FPO proposes debt test to screen welfare smartcard recipients
The Fiscal Policy Office (FPO) has floated the idea of adding debt burden to the criteria in screening recipients for the government's welfare and subsidy scheme for the poor in an effort to weed out cheats.
The Finance Ministry will consider several aspects, including debt, to determine qualified recipients of the government's aid scheme in the future, as debt can suggest registrants earn income above the poverty line, said Narumon Pinyosinwat, vice-minister for finance.
On the other hand, debt could also mean they are broke, she said.
An income-based approach was used for welfare scheme registration in 2016 and 2017.
The welfare smartcards were launched by the Prayut Chan-o-cha government in an attempt to direct assistance to those in need instead of providing blanket aid as was done in the past.
The government in 2016 offered a one-time handout to those earning up to 100,000 baht a year as required by the Finance Ministry.
Under the scheme, those earning up to 30,000 baht a year were entitled to 3,000 baht per person, while those earning more than 30,000 but less than 100,000 baht a year were entitled to 1,500 baht. Some 8.27 million people signed up for subsidies and welfare in 2016, but almost 7 million were qualified to receive a one-off cash handout.

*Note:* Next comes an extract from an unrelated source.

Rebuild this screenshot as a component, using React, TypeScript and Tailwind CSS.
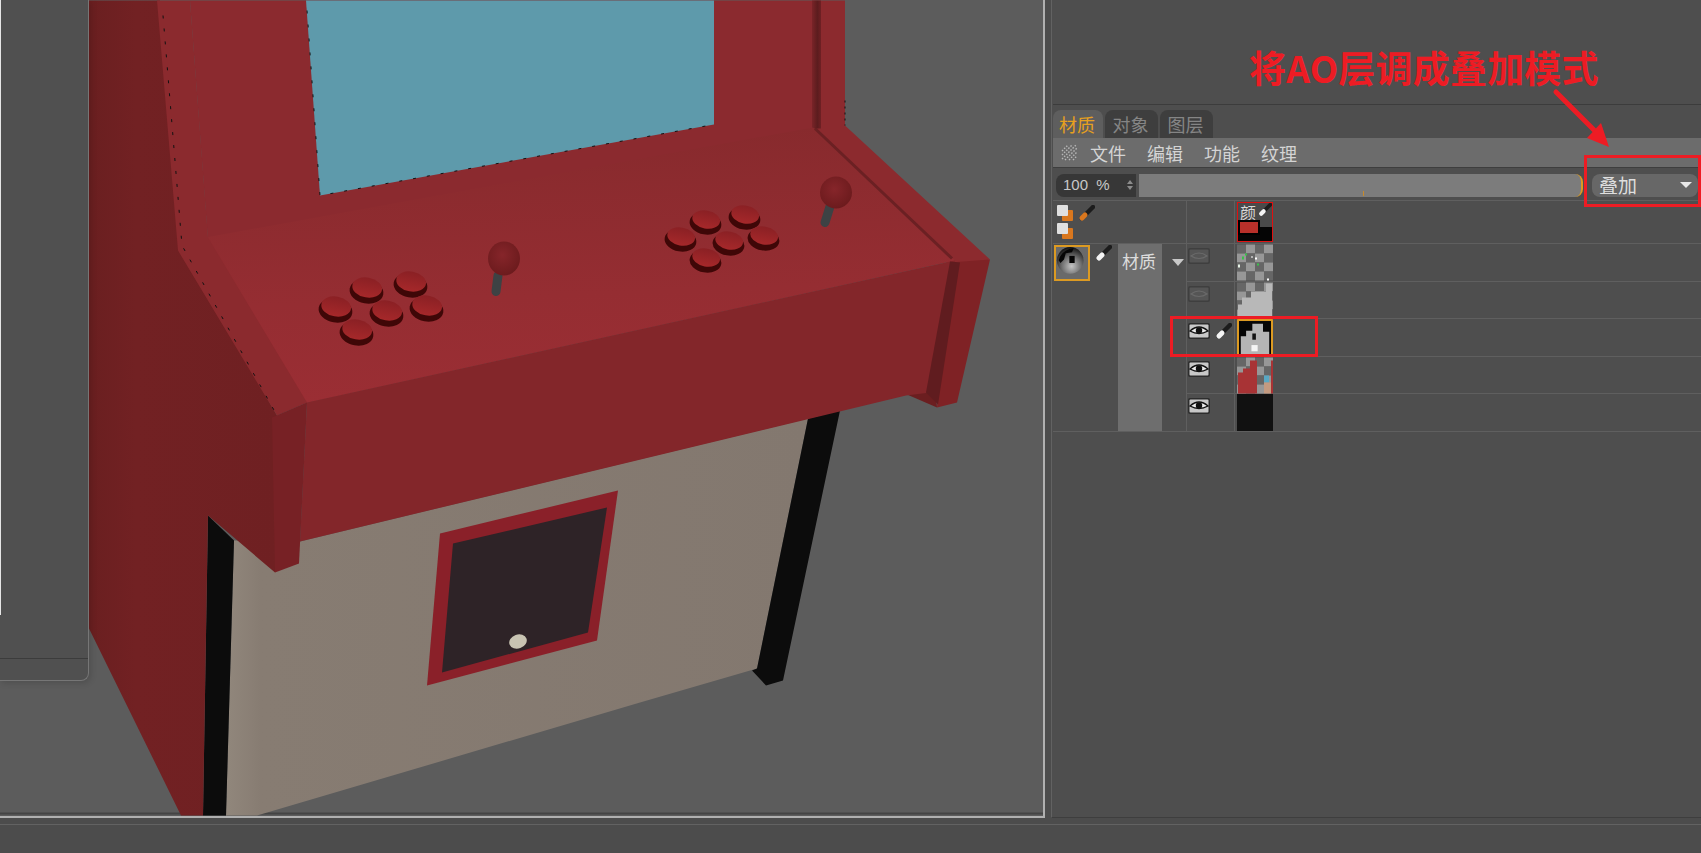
const cjk = "[font-family:'Noto_Sans_CJK_SC',sans-serif]";

function Scene() {
  const leftButtons = [
    [367, 288],
    [411, 282],
    [336, 307],
    [387, 311],
    [427, 306],
    [357, 330],
  ];
  const rightButtons = [
    [706, 220],
    [745, 215],
    [681, 237],
    [729, 241],
    [764, 236],
    [706, 258],
  ];
  const arcadeButton = (x: number, y: number, rx: number, ry: number) => (
    <g key={`${x}-${y}`} transform={`rotate(10 ${x} ${y})`}>
      <ellipse cx={x} cy={y + 3} rx={rx} ry={ry} fill="#3f0707" />
      <ellipse cx={x} cy={y - 1} rx={rx - 2} ry={ry - 2} fill="url(#btn)" />
    </g>
  );
  return (
    <svg viewBox="0 0 1043 815" className="block h-full w-full">
      <defs>
        <linearGradient id="body" x1="0" x2="1" y1="0" y2="0">
          <stop offset="0" stopColor="#6a1f20" />
          <stop offset="0.25" stopColor="#722123" />
          <stop offset="1" stopColor="#6f2022" />
        </linearGradient>
        <linearGradient id="deck" x1="0.45" x2="0.55" y1="0" y2="1">
          <stop offset="0" stopColor="#872a2d" />
          <stop offset="0.6" stopColor="#952d32" />
          <stop offset="1" stopColor="#9b2e34" />
        </linearGradient>
        <linearGradient id="cream" x1="0" x2="1" y1="0" y2="0">
          <stop offset="0" stopColor="#91877c" />
          <stop offset="0.06" stopColor="#877c72" />
          <stop offset="1" stopColor="#83786f" />
        </linearGradient>
        <linearGradient id="btn" x1="0" x2="0" y1="0" y2="1">
          <stop offset="0" stopColor="#8a2024" />
          <stop offset="1" stopColor="#a6282a" />
        </linearGradient>
        <linearGradient id="groove" x1="0" x2="1" y1="0" y2="0">
          <stop offset="0" stopColor="#7a2428" />
          <stop offset="0.6" stopColor="#5c1c1e" />
          <stop offset="1" stopColor="#6f2024" />
        </linearGradient>
        <radialGradient id="ball" cx="0.45" cy="0.4" r="0.65">
          <stop offset="0" stopColor="#86252a" />
          <stop offset="1" stopColor="#6a1a1c" />
        </radialGradient>
      </defs>

      <line x1="0" y1="813" x2="1043" y2="813" stroke="#444444" strokeWidth="2" />

      {/* cabinet base */}
      <polygon points="234,540 300,541 808,418 757,668 640,702 257,815 226,815" fill="url(#cream)" />
      <polygon points="208,515 234,540 226,815 203,815" fill="#0c0c0c" />
      <polygon points="808,418 840,410 783,680 766,685 752,670 757,668" fill="#0c0c0c" />

      {/* coin door */}
      <polygon points="440,533 618,490 597,640 427,685" fill="#8a2029" />
      <polygon points="453,543 607,507 588,632 442,672" fill="#2e2327" />
      <ellipse cx="518" cy="641" rx="9" ry="7" transform="rotate(-20 518 641)" fill="#c8c3b2" />

      {/* upper front and screen */}
      <polygon points="190,0 820,0 820,130 208,240" fill="#8b2a2f" />
      <polygon points="306,0 714,0 714,124 320,195" fill="#5e9aab" />
      <polyline points="307,10 320,195 714,124" fill="none" stroke="#111" strokeWidth="1" strokeDasharray="3 11" />

      {/* control deck */}
      <polygon points="820,0 845,0 845,125 990,259 950,266 813,127" fill="#8c2a2e" />
      <polygon points="812,0 821,0 821,128 812,128" fill="url(#groove)" />
      <polygon points="200,238 813,127 955,260 300,404" fill="url(#deck)" />
      <polyline points="815,128 952,258" fill="none" stroke="#651e21" strokeWidth="3" strokeOpacity="0.85" />
      <line x1="845" y1="100" x2="845" y2="125" stroke="#111" strokeWidth="1" strokeDasharray="2 4" />

      {leftButtons.map(([x, y]) => arcadeButton(x, y, 17, 12))}
      {rightButtons.map(([x, y]) => arcadeButton(x, y, 16, 11))}
      <line x1="498" y1="275" x2="496" y2="291" stroke="#3d4244" strokeWidth="9" strokeLinecap="round" />
      <ellipse cx="504" cy="258" rx="16" ry="17" fill="url(#ball)" />
      <line x1="830" y1="206" x2="825" y2="222" stroke="#3d4244" strokeWidth="9" strokeLinecap="round" />
      <ellipse cx="836" cy="192" rx="16" ry="16" fill="url(#ball)" />

      {/* front band and right end cap */}
      <polygon points="907,394 935,385 937,407" fill="#6b1e20" />
      <polygon points="950,262 990,259 957,402 937,407" fill="#7f2225" />
      <polygon points="307,402 955,260 930,392 906,395 300,541" fill="#83262a" />
      <polygon points="950,261 960,262 938,404 926,392" fill="#601c1f" />

      {/* left side */}
      <polygon points="89,0 160,0 182,250 277,415 275,572 208,515 203,815 181,815 89,628" fill="url(#body)" />
      <polygon points="157,0 190,0 208,237 307,402 277,415 178,250" fill="#8b2a2e" />
      <polygon points="272,417 307,402 299,563 275,572" fill="#772125" />
      <polyline points="163,15 182,245 277,415" fill="none" stroke="#111" strokeWidth="1" strokeDasharray="3 10" />
    </svg>
  );
}

function Brush({ tip = "#f4f4f4", className }: { tip?: string; className: string }) {
  return (
    <svg viewBox="0 0 18 18" className={className}>
      <line x1="9" y1="9" x2="16" y2="2" stroke="#1c1c1c" strokeWidth="4.5" strokeLinecap="round" />
      <line x1="3" y1="15" x2="8" y2="10" stroke="#3a3a3a" strokeWidth="2" />
      <line x1="5" y1="13" x2="8" y2="10" stroke={tip} strokeWidth="5" strokeLinecap="round" />
    </svg>
  );
}

function LinkedSquare() {
  return (
    <svg viewBox="0 0 16 16" className="h-4 w-4">
      <rect x="5" y="5" width="11" height="11" rx="1" fill="#d9771e" />
      <rect x="0" y="0" width="11" height="11" rx="1" fill="#e0e0e0" />
    </svg>
  );
}

function Eye({ on }: { on: boolean }) {
  return (
    <svg viewBox="0 0 22 16" className="h-4 w-[22px]">
      <rect width="22" height="16" rx="2" fill={on ? "#2d2d2d" : "#3f3f3f"} />
      <rect x="1.5" y="1.5" width="19" height="13" rx="1" fill={on ? "#c8c8c8" : "#555555"} />
      {on ? (
        <>
          <path d="M2 8 Q11 0 20 8 Q11 13 2 8Z" fill="#ececec" stroke="#111" strokeWidth="1.4" />
          <circle cx="11" cy="7.5" r="3.2" fill="#111" />
        </>
      ) : (
        <path d="M3 8 Q11 2 19 8 Q11 13 3 8Z" fill="none" stroke="#6a6a6a" strokeWidth="1.2" />
      )}
    </svg>
  );
}

function Checker({ children }: { children?: React.ReactNode }) {
  const cells = [];
  for (let y = 0; y < 4; y++) {
    for (let x = 0; x < 4; x++) {
      cells.push(
        <rect
          key={`${x}-${y}`}
          x={x * 9}
          y={y * 9}
          width="9"
          height="9"
          fill={(x + y) % 2 === 0 ? "#666666" : "#979797"}
        />,
      );
    }
  }
  return (
    <svg viewBox="0 0 36 36" className="block h-[37px] w-9">
      {cells}
      {children}
    </svg>
  );
}

function Thumb({ kind }: { kind: number }) {
  if (kind === 0) {
    return (
      <Checker>
        <rect x="5" y="12" width="2" height="3" fill="#39c24a" />
        <rect x="8" y="9" width="2" height="2" fill="#39c24a" />
        <rect x="20" y="19" width="2" height="2" fill="#39c24a" />
        <rect x="1" y="20" width="2" height="3" fill="#e8f5e8" />
        <rect x="14" y="12" width="2" height="1" fill="#fff" />
        <rect x="18" y="13" width="2" height="2" fill="#fff" />
        <rect x="30" y="34" width="2" height="2" fill="#fff" />
      </Checker>
    );
  }
  if (kind === 1) {
    return (
      <Checker>
        <path d="M1 36 V22 H5 V15 H14 V9 H29 V1 H35 V36Z" fill="#b8b8b8" />
      </Checker>
    );
  }
  if (kind === 2) {
    return (
      <svg viewBox="0 0 36 37" className="block h-[37px] w-9 rounded-[1px] border-2 border-[#dc9a22]">
        <rect width="36" height="37" fill="#060606" />
        <path d="M2 37 V17 H8 V11 H15 V3 H27 V12 H34 V37Z" fill="#b4b4b4" />
        <rect x="15" y="14" width="4" height="7" fill="#111" />
        <rect x="14" y="27" width="7" height="7" fill="#f4f4f4" />
      </svg>
    );
  }
  if (kind === 3) {
    return (
      <Checker>
        <path d="M1 36 V15 H6 V11 H13 V3 H20 V36Z" fill="#a83335" />
        <rect x="34" y="3" width="2" height="33" fill="#a83335" />
        <rect x="27" y="18" width="5" height="7" fill="#58a8c4" />
        <rect x="27" y="25" width="7" height="11" fill="#c49a80" />
      </Checker>
    );
  }
  return <div className="h-[37px] w-9 bg-[#111111]" />;
}

function Layer({ on, kind, brush }: { on: boolean; kind: number; brush?: boolean }) {
  return (
    <div className="flex h-[37.6px] border-b border-[#5f5f5f]">
      <div className="flex w-12 items-start gap-[4px] border-r border-[#5f5f5f] pl-[1px] pt-[4px]">
        <Eye on={on} />
        {brush && <Brush className="h-[18px] w-[18px]" />}
      </div>
      <div className="pl-[2px]">
        <Thumb kind={kind} />
      </div>
    </div>
  );
}

function ColorThumb() {
  return (
    <div className="relative h-10 w-9 overflow-hidden border border-[#e01010] bg-[#050505]">
      <div className="absolute inset-x-0 top-0 h-6 bg-[#4a4a4a]" />
      <span className={`absolute left-[2px] top-0 text-[16px] leading-[18px] text-[#d8d8d8] ${cjk}`}>颜</span>
      <Brush className="absolute right-0 top-0 h-[15px] w-[15px]" />
      <div className="absolute left-0 top-[17px] h-[15px] w-[22px] border-2 border-black bg-[#b8302a]" />
    </div>
  );
}

export default function App() {
  const menus = ["文件", "编辑", "功能", "纹理"];
  return (
    <div className={`flex h-[853px] w-[1701px] flex-col overflow-hidden bg-[#4c4c4c] ${cjk}`}>
      <div className="flex h-[818px]">
        {/* viewport */}
        <div className="relative h-full w-[1045px] border-b-2 border-r-2 border-[#b0b0b0] bg-[#5c5c5c]">
          <Scene />
          <div className="absolute left-0 top-0 flex h-[681px] w-[89px] flex-col justify-end rounded-br-lg border-b border-r border-[#767676] bg-[#505050] shadow-[2px_2px_6px_rgba(0,0,0,0.15)]">
            <div className="absolute left-0 top-0 h-[615px] w-[1px] bg-[#e6e6e6]" />
            <div className="mb-[21px] h-[1px] bg-[#3c3c3c]" />
          </div>
        </div>

        {/* material panel */}
        <div className="relative w-[656px] pl-[6px]">
          <div className="flex h-full flex-col border-b border-l border-b-[#3e3e3e] border-l-[#626262] bg-[#4e4e4e] pl-[1px]">
            <div className="flex h-[105px] border-b border-[#3c3c3c] pl-[196px] pt-[44px]">
              <span className="whitespace-nowrap text-[37px] font-bold leading-[46px] tracking-[0.2px] text-[#ed1c24]">
                将AO层调成叠加模式
              </span>
            </div>

            {/* tabs */}
            <div className="mt-[5px] flex h-[28px] gap-[2px]">
              <div className="flex w-[50px] items-center justify-center rounded-t-lg bg-[#5e5e5e] pr-[2px] text-[18px] text-[#e6a020]">
                材质
              </div>
              <div className="flex w-[53px] items-center justify-center rounded-t-lg bg-[#3e3e3e] pr-[2px] text-[18px] text-[#858585]">
                对象
              </div>
              <div className="flex w-[53px] items-center justify-center rounded-t-lg bg-[#3e3e3e] pr-[2px] text-[18px] text-[#858585]">
                图层
              </div>
            </div>

            {/* menu bar */}
            <div className="flex h-[29px] items-center gap-[21px] bg-[#6c6c6c] pl-[8px] text-[18px] text-[#d4d4d4]">
              <svg width="17" height="17" viewBox="0 0 17 17" className="mr-[-9px]">
                <path d="M1 15 L15 1 M1 11 L11 1 M1 7 L7 1 M4 16 L16 4 M8 16 L16 8 M12 16 L16 12" stroke="#b8b8b8" strokeWidth="1.4" strokeDasharray="1.5 1.5" />
              </svg>
              {menus.map((m) => (
                <span key={m} className="w-9 text-center leading-none">
                  {m}
                </span>
              ))}
            </div>

            {/* blend row */}
            <div className="flex h-[33px] items-center border-t border-[#3e3e3e] pl-[3px] pt-[2px]">
              <div className="flex h-[23px] w-[80px] items-center justify-between rounded-l-lg bg-[#373737] pl-[7px] pr-[3px] font-['Liberation_Sans',sans-serif] text-[15px] text-[#c8c8c8]">
                <span className="whitespace-pre">100  %</span>
                <span className="flex flex-col gap-[2px]">
                  <span className="h-0 w-0 border-x-[3px] border-b-[4px] border-x-transparent border-b-[#8c8c8c]" />
                  <span className="h-0 w-0 border-x-[3px] border-t-[4px] border-x-transparent border-t-[#8c8c8c]" />
                </span>
              </div>
              <div className="relative ml-[3px] h-[23px] w-[444px] rounded-r-lg border-r-2 border-[#dc9a22] bg-[#7c7c7c]">
                <div className="absolute left-[224px] top-[17px] h-[5px] w-[1px] bg-[#c88a2a]" />
              </div>
              <div className="ml-[9px] flex h-[23px] w-[106px] items-center justify-between rounded-lg bg-[#676767] pl-[7px] pr-[6px] text-[19px] text-[#dedede]">
                <span>叠加</span>
                <span className="h-0 w-0 border-x-[6px] border-t-[6px] border-x-transparent border-t-[#e8e8e8]" />
              </div>
            </div>

            {/* layer table */}
            <div className="flex h-[44px] border-y border-[#5f5f5f]">
              <div className="flex w-[134px] items-start gap-[4px] border-r border-[#5f5f5f] pl-[4px] pt-[4px]">
                <div className="flex flex-col gap-[2px]">
                  <LinkedSquare />
                  <LinkedSquare />
                </div>
                <Brush tip="#d9771e" className="h-[18px] w-[18px]" />
              </div>
              <div className="w-12 border-r border-[#5f5f5f]" />
              <div className="pl-[2px] pt-[1px]">
                <ColorThumb />
              </div>
            </div>
            <div className="flex h-[188px] border-b border-[#5f5f5f]">
              <div className="flex w-[65px] items-start gap-[4px] pl-[1px] pt-[1px]">
                <svg viewBox="0 0 36 36" className="h-9 w-9 shrink-0 border-2 border-[#dc9a22] bg-[#6a6a6a]">
                  <defs>
                    <radialGradient id="sphere" cx="0.55" cy="0.72" r="0.72">
                      <stop offset="0" stopColor="#c4c4c4" />
                      <stop offset="0.5" stopColor="#707070" />
                      <stop offset="1" stopColor="#0e0e0e" />
                    </radialGradient>
                  </defs>
                  <circle cx="16" cy="15" r="15" fill="url(#sphere)" />
                  <path d="M3 15 Q6 3 20 1 L18 6 L11 7 L9 14 L5 18Z" fill="#050505" />
                  <rect x="15" y="10" width="6" height="8" fill="#050505" />
                </svg>
                <Brush className="h-[18px] w-[18px] shrink-0" />
              </div>
              <div className="w-[44px] bg-[#6e6e6e] pl-[4px] pt-[5px] text-[17px] leading-6 text-[#dcdcdc]">材质</div>
              <div className="w-[25px] border-r border-[#5f5f5f] pl-[10px] pt-[15px]">
                <div className="h-0 w-0 border-x-[6px] border-t-[7px] border-x-transparent border-t-[#c8c8c8]" />
              </div>
              <div className="flex-1">
                <Layer on={false} kind={0} />
                <Layer on={false} kind={1} />
                <Layer on kind={2} brush />
                <Layer on kind={3} />
                <div className="flex h-[37.6px]">
                  <div className="w-12 border-r border-[#5f5f5f] pl-[1px] pt-[4px]">
                    <Eye on />
                  </div>
                  <div className="pl-[2px]">
                    <Thumb kind={4} />
                  </div>
                </div>
              </div>
            </div>
          </div>

          {/* annotations */}
          <svg width="65" height="62" viewBox="0 0 65 62" className="absolute left-[505px] top-[88px]">
            <line x1="6" y1="4" x2="47" y2="45" stroke="#ed1c24" strokeWidth="5" strokeLinecap="round" />
            <polygon points="59,59 51,35 37,50" fill="#ed1c24" />
          </svg>
          <div className="absolute left-[539px] top-[155px] h-[52px] w-[117px] border-[3px] border-[#ed1c24]" />
          <div className="absolute left-[125px] top-[316px] h-[41px] w-[148px] border-[3px] border-[#ed1c24]" />
        </div>
      </div>

      {/* status bar */}
      <div className="mt-[6px] h-[29px] border-t border-[#626262] bg-[#4c4c4c]" />
    </div>
  );
}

The government in 2017 tightened the criteria after finding that someone used a loophole to receive a cash giveaway. The criteria required applicants to be unemployed or to have had an income of 100,000 baht or less in the past year to receive aid under the programme.
In addition, applicants' savings, savings certificates and bond holdings must be worth less than 100,000 baht combined.
If applicants own property, the area must not exceed 35 square metres for a condo unit, 25 square wah for a townhouse or 10 rai for agricultural purposes. Applicants must be Thai nationals aged 18 and over.
But the Finance Ministry still detected some welfare smartcard holders who shouldn't have been eligible for government assistance. Officials are seeking to tighten the criteria to filter out those who are not really poor.
Finance Minister Apisak Tantivorawong said recently that the income of the registrant's family should also be taken into a consideration, as some individuals earn no more than 100,000 baht a year but receive financial support from other family members, bringing their actual income above the threshold the ministry has set for welfare and subsidies.
Regarding a viral image in social media that showed a woman who owns an ice factory and wears a gold necklace holding her welfare smartcards, Ms Narumon said the woman signed up in 2016 when her income still met the criteria.
Delegated by Gen Prayut, Mr Apisak has instructed the FPO to examine the case, she said, adding that welfare smartcard holders should declare their income every year.